In connection with the payment of a portion of the Merger consideration and repayment of the Credit Agreement by and between the Company, Krispy Kreme Doughnut Corporation, the lenders party thereto, and Wells Fargo Bank, National Association, dated as of July 12, 2013, on July 27, 2016, the Company entered into a new credit agreement, among Parent, Merger Sub, Barclays Bank PLC as the Administrative Agent and the Collateral Agent and certain lenders party thereto, pursuant to which the Company will obtain a revolving credit facility of up to $150,000,000 and term loan credit facility of up to $350,000,000, the proceeds of which will be used for the purposes of (i) refinancing all outstanding indebtedness of the Company, (ii) funding a portion of the Merger consideration, (iii) funding working capital and general corporate needs of the Company and its subsidiaries and (iv) paying certain fees, costs and expenses related to the transaction.
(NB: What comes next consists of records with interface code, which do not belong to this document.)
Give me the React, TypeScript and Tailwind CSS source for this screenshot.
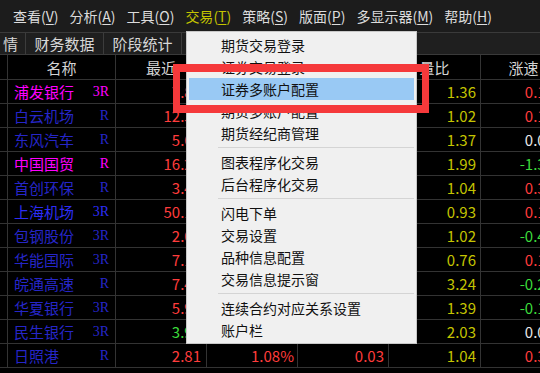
import React from 'react';

type Row = {
  name: string;
  tag: string;
  color: string;
  last: string;
  lastColor: string;
  pct: string;
  chg: string;
  ratio: string;
  speed: string;
  speedColor: string;
};

const RED = 'text-[#ff3c3c]';
const GREEN = 'text-[#3cdc3c]';
const WHITE = 'text-[#e8e8e8]';

const rows: Row[] = [
  { name: '浦发银行', tag: '3R', color: 'text-[#ff00ff]', last: '7.85', lastColor: RED, pct: '0.77%', chg: '0.06', ratio: '1.36', speed: '0.12', speedColor: RED },
  { name: '白云机场', tag: 'R', color: 'text-[#2626c8]', last: '12.35', lastColor: RED, pct: '1.23%', chg: '0.15', ratio: '1.02', speed: '0.16', speedColor: RED },
  { name: '东风汽车', tag: 'R', color: 'text-[#2626c8]', last: '5.62', lastColor: RED, pct: '0.54%', chg: '0.03', ratio: '1.37', speed: '0.00', speedColor: WHITE },
  { name: '中国国贸', tag: 'R', color: 'text-[#ff00ff]', last: '16.20', lastColor: RED, pct: '2.01%', chg: '0.32', ratio: '1.99', speed: '-1.35', speedColor: GREEN },
  { name: '首创环保', tag: 'R', color: 'text-[#2626c8]', last: '3.41', lastColor: RED, pct: '0.89%', chg: '0.03', ratio: '1.04', speed: '0.30', speedColor: RED },
  { name: '上海机场', tag: '3R', color: 'text-[#2d2df5]', last: '50.12', lastColor: RED, pct: '1.45%', chg: '0.72', ratio: '0.93', speed: '0.14', speedColor: RED },
  { name: '包钢股份', tag: '3R', color: 'text-[#2626c8]', last: '2.05', lastColor: RED, pct: '0.49%', chg: '0.01', ratio: '1.02', speed: '-0.49', speedColor: GREEN },
  { name: '华能国际', tag: '3R', color: 'text-[#2626c8]', last: '7.10', lastColor: RED, pct: '0.85%', chg: '0.06', ratio: '0.76', speed: '0.14', speedColor: RED },
  { name: '皖通高速', tag: 'R', color: 'text-[#2626c8]', last: '7.45', lastColor: RED, pct: '0.68%', chg: '0.05', ratio: '3.24', speed: '-0.27', speedColor: GREEN },
  { name: '华夏银行', tag: '3R', color: 'text-[#2626c8]', last: '5.98', lastColor: RED, pct: '0.34%', chg: '0.02', ratio: '1.39', speed: '-0.17', speedColor: GREEN },
  { name: '民生银行', tag: '3R', color: 'text-[#2626c8]', last: '3.92', lastColor: GREEN, pct: '-0.25%', chg: '-0.01', ratio: '2.03', speed: '0.00', speedColor: WHITE },
  { name: '日照港', tag: 'R', color: 'text-[#2626c8]', last: '2.81', lastColor: RED, pct: '1.08%', chg: '0.03', ratio: '1.04', speed: '0.36', speedColor: RED },
];

const menus = [
  { label: '查看', key: 'V' },
  { label: '分析', key: 'A' },
  { label: '工具', key: 'O' },
  { label: '交易', key: 'T', active: true },
  { label: '策略', key: 'S' },
  { label: '版面', key: 'P' },
  { label: '多显示器', key: 'M' },
  { label: '帮助', key: 'H' },
];

const tradeMenu: (string | null)[] = [
  '期货交易登录',
  '证券交易登录',
  '证券多账户配置',
  '期货多账户配置',
  '期货经纪商管理',
  null,
  '图表程序化交易',
  '后台程序化交易',
  null,
  '闪电下单',
  '交易设置',
  '品种信息配置',
  '交易信息提示窗',
  null,
  '连续合约对应关系设置',
  '账户栏',
];

const Cell: React.FC<{ w: string; className?: string; children?: React.ReactNode }> = ({ w, className = '', children }) => (
  <div className={`${w} shrink-0 h-full border-r border-[#333333] flex items-center ${className}`}>{children}</div>
);

export default function App() {
  return (
    <div
      className="relative w-[540px] h-[373px] overflow-hidden bg-black select-none"
      style={{ fontFamily: '"Noto Sans CJK SC", "Liberation Sans", sans-serif' }}
    >
      {/* menu bar */}
      <div className="h-[32px] bg-[#1c1c1c] flex items-center pl-[13px] gap-[11px] text-[14px] leading-none text-[#dcdcdc]">
        {menus.map((m) => (
          <span key={m.key} className={m.active ? 'text-[#c4c400]' : ''}>
            {m.label}(<span className="underline underline-offset-2">{m.key}</span>)
          </span>
        ))}
      </div>

      {/* tab bar */}
      <div className="h-[23px] bg-[#1f1f1f] border-t border-[#2c2c2c] border-b border-[#3a3a3a] flex text-[15px] leading-none text-[#d8d8d8]">
        <div className="w-[26px] pl-[3px] border-r border-[#3c3c3c] flex items-center">情</div>
        <div className="w-[78px] border-r border-[#3c3c3c] flex items-center justify-center">财务数据</div>
        <div className="w-[78px] border-r border-[#3c3c3c] flex items-center justify-center">阶段统计</div>
      </div>

      {/* table */}
      <div className="text-[15px] leading-none">
        <div className="h-[25px] flex border-b border-[#333333] text-[#d4d4d4]">
          <Cell w="w-[8px]" />
          <Cell w="w-[108px]" className="justify-center">名称</Cell>
          <Cell w="w-[91px]" className="justify-center">最近</Cell>
          <Cell w="w-[91px]" className="justify-center">涨幅</Cell>
          <Cell w="w-[91px]" className="justify-center">涨跌</Cell>
          <Cell w="w-[92px]" className="justify-center">量比</Cell>
          <Cell w="w-[86px]" className="justify-center">涨速</Cell>
        </div>
        {rows.map((r) => (
          <div key={r.name} className="h-[24px] flex border-b border-[#333333]">
            <Cell w="w-[8px]" />
            <Cell w="w-[108px]" className="pl-[6px] pr-[6px] justify-between">
              <span className={r.color}>{r.name}</span>
              <span className={`${r.color} text-[14px]`} style={{ fontFamily: '"Liberation Serif", serif' }}>
                {r.tag}
              </span>
            </Cell>
            <Cell w="w-[91px]" className={`justify-end pr-[5px] ${r.lastColor}`}>{r.last}</Cell>
            <Cell w="w-[91px]" className={`justify-end pr-[3px] ${r.lastColor}`}>{r.pct}</Cell>
            <Cell w="w-[91px]" className={`justify-end pr-[4px] ${r.lastColor}`}>{r.chg}</Cell>
            <Cell w="w-[92px]" className="justify-end pr-[4px] text-[#c4c400]">{r.ratio}</Cell>
            <Cell w="w-[86px]" className={`justify-end pr-[12px] ${r.speedColor}`}>{r.speed}</Cell>
          </div>
        ))}
      </div>

      {/* dropdown menu */}
      <div className="absolute left-[186px] top-[31px] w-[231px] bg-[#f0f0f0] border border-[#c8c8c8] py-[2px] px-[2px] text-[14px] leading-none text-[#111111]">
        {tradeMenu.map((item, i) =>
          item === null ? (
            <div key={i} className="h-[7px] flex items-center pl-[29px]">
              <div className="h-px w-full bg-[#d4d4d4]" />
            </div>
          ) : (
            <div
              key={i}
              className={`h-[22px] flex items-center pl-[32px] ${item === '证券多账户配置' ? 'bg-[#99c9f4]' : ''}`}
            >
              {item}
            </div>
          )
        )}
      </div>

      {/* red annotation box */}
      <div className="absolute left-[173px] top-[64px] w-[256px] h-[49px] border-x-[7px] border-y-[8px] border-[#f5393b]" />
    </div>
  );
}
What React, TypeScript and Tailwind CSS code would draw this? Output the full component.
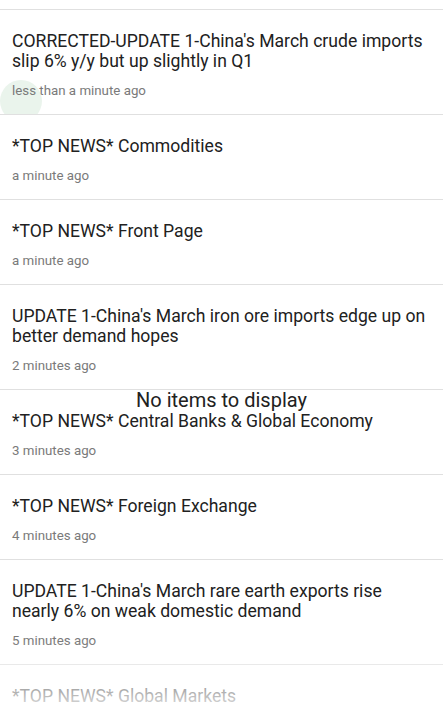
import React from 'react';

type NewsItem = {
  title: string;
  time: string;
};

const items: NewsItem[] = [
  { title: "CORRECTED-UPDATE 1-China's March crude imports slip 6% y/y but up slightly in Q1", time: 'less than a minute ago' },
  { title: '*TOP NEWS* Commodities', time: 'a minute ago' },
  { title: '*TOP NEWS* Front Page', time: 'a minute ago' },
  { title: "UPDATE 1-China's March iron ore imports edge up on better demand hopes", time: '2 minutes ago' },
  { title: '*TOP NEWS* Central Banks & Global Economy', time: '3 minutes ago' },
  { title: '*TOP NEWS* Foreign Exchange', time: '4 minutes ago' },
  { title: "UPDATE 1-China's March rare earth exports rise nearly 6% on weak domestic demand", time: '5 minutes ago' },
  { title: '*TOP NEWS* Global Markets', time: '6 minutes ago' },
];

function NewsRow({ item, pressed }: { item: NewsItem; pressed?: boolean }) {
  return (
    <div className="relative border-t border-[#e0e0e0] px-3 pt-[21px] pb-[15px] overflow-hidden">
      {pressed && (
        // ripple left over from the tap
        <div className="absolute left-[0px] top-[70px] w-[42px] h-[42px] rounded-full bg-[#eaf4ec]" />
      )}
      <p className="relative text-[17.6px] leading-[20px] text-[#212121]">{item.title}</p>
      <p className="relative mt-[11px] text-[13.3px] leading-[17px] text-[#7a7a7a]">{item.time}</p>
    </div>
  );
}

export default function App() {
  return (
    <div
      className="relative h-[720px] w-[443px] overflow-hidden bg-white"
      style={{ fontFamily: 'Roboto, "Noto Sans", sans-serif' }}
    >
      <div className="h-[9px]" />
      {items.map((item, i) => (
        <NewsRow key={i} item={item} pressed={i === 0} />
      ))}

      <div className="absolute left-0 right-0 top-[388px] text-center text-[20px] leading-[24px] text-[#212121]">
        No items to display
      </div>

      <div className="absolute bottom-0 left-0 right-0 h-[80px] bg-gradient-to-b from-white/0 to-white" />
    </div>
  );
}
Item 2.03. Creation of a Direct Financial Obligation or an Obligation Under an Off-Balance Sheet Arrangement of a Registrant.
The disclosure contained in Item 1.01 of this Current Report on Form 8-K is incorporated by reference into this Item 2.03.
SIGNATURE
Pursuant to the requirements of the Securities Exchange Act of 1934, the registrant has duly caused this report to be signed on its behalf by the undersigned hereunto duly authorized.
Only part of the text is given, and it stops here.